Thanks for your responses!
I can't give you an entire answer, as I haven't used all the products, but I can say some things which might help.
Lucene/Solr uses a vector space model. I'm not certain what you mean by you're using your "own" algorithm, but if it gets too far away from the notion of tf/idf (say, by using a neural net) you're going to have difficulties fitting it into lucene. If by your own algorithm you just mean you want to weight certain terms more heavily than others, that will fit in fine. Basically, lucene stores information about how important a term is to a document. If you want to redefine the calculation of how important a term is, that's easy to do. If you want to get away from the whole notion of a term's importance to a document, that's going to be a pain.
Lucene (and as a result Solr) stores things in its custom format. You don't need to use a database. 30 million records is not an remarkably large lucene index (depending, of course, on how big each record is). If you do want to use a db, use hadoop.

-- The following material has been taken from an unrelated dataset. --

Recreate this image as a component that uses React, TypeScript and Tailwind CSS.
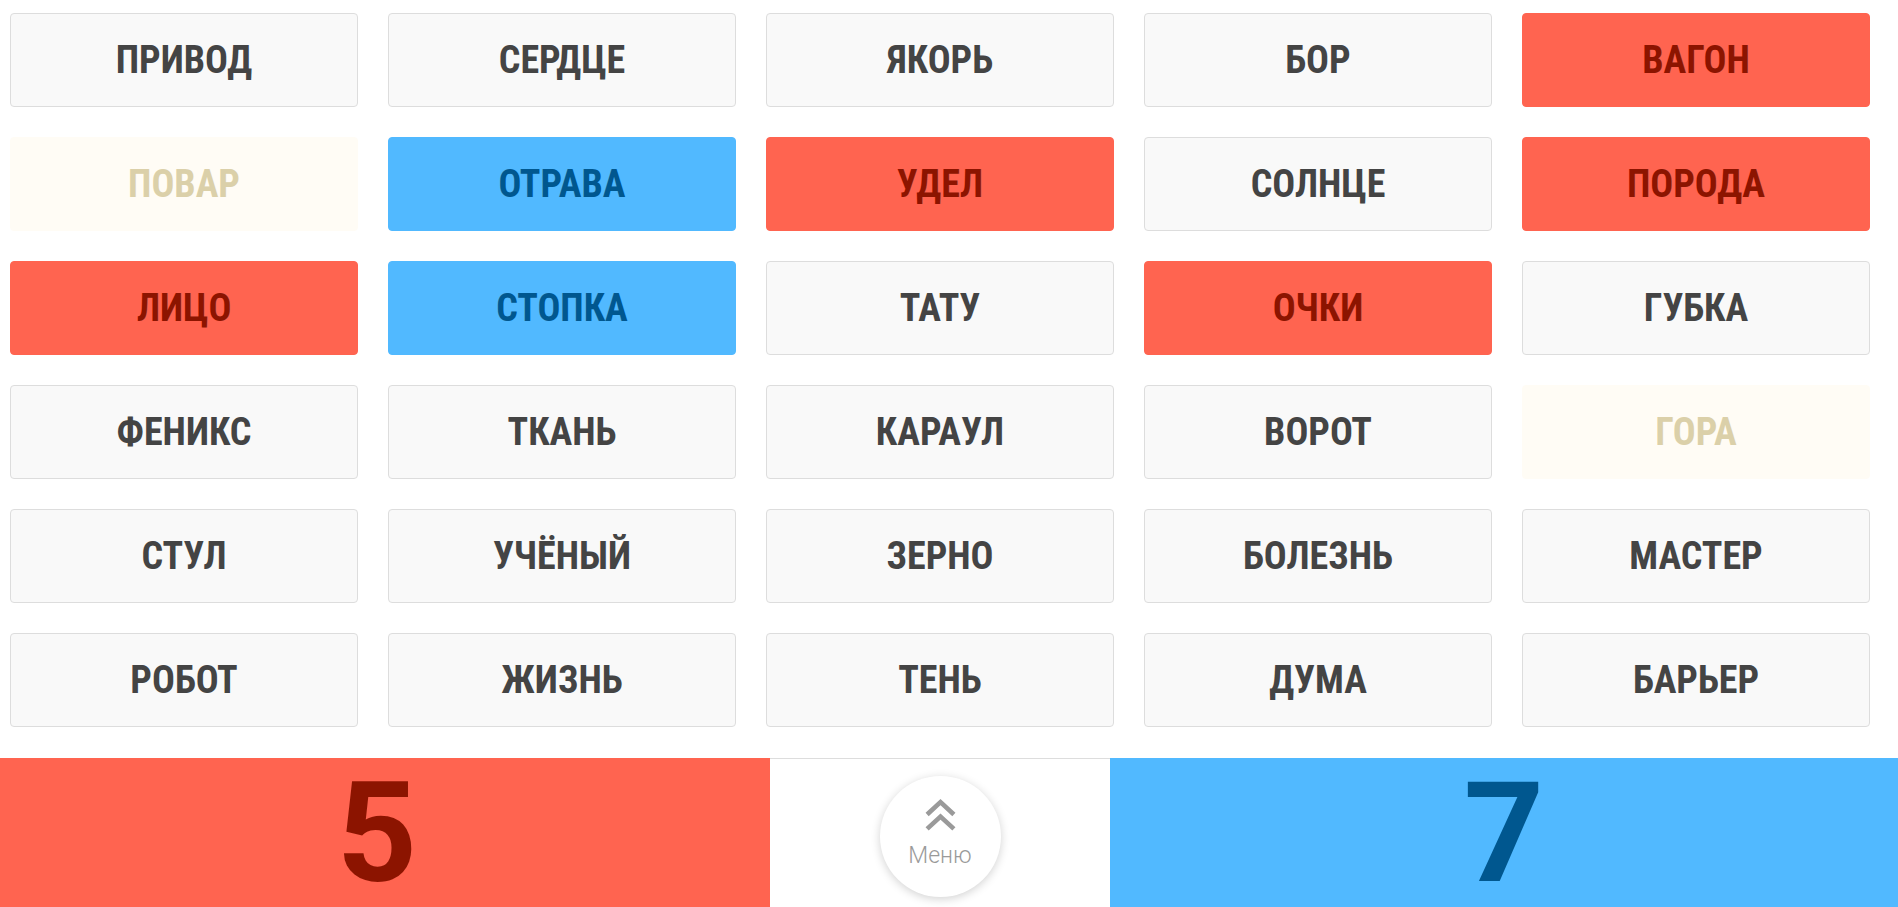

In general, you will want to use Solr instead of Lucene.
I have found it very easy to modify Lucene. But as my first bullet point said, if you want to use an algorithm that's not based on some notion of a term's importance to a document, I don't think Lucene will be the way to go.
I actually did something similar with Solr. I can't comment on the details, but basically the proprietary analysis/relevance step generated a series of search terms with associated boosts and fed them to Solr. I think this can be done with any search engine (they all support some sort of boosting).
Ultimately it comes down to what your particular analysis requires.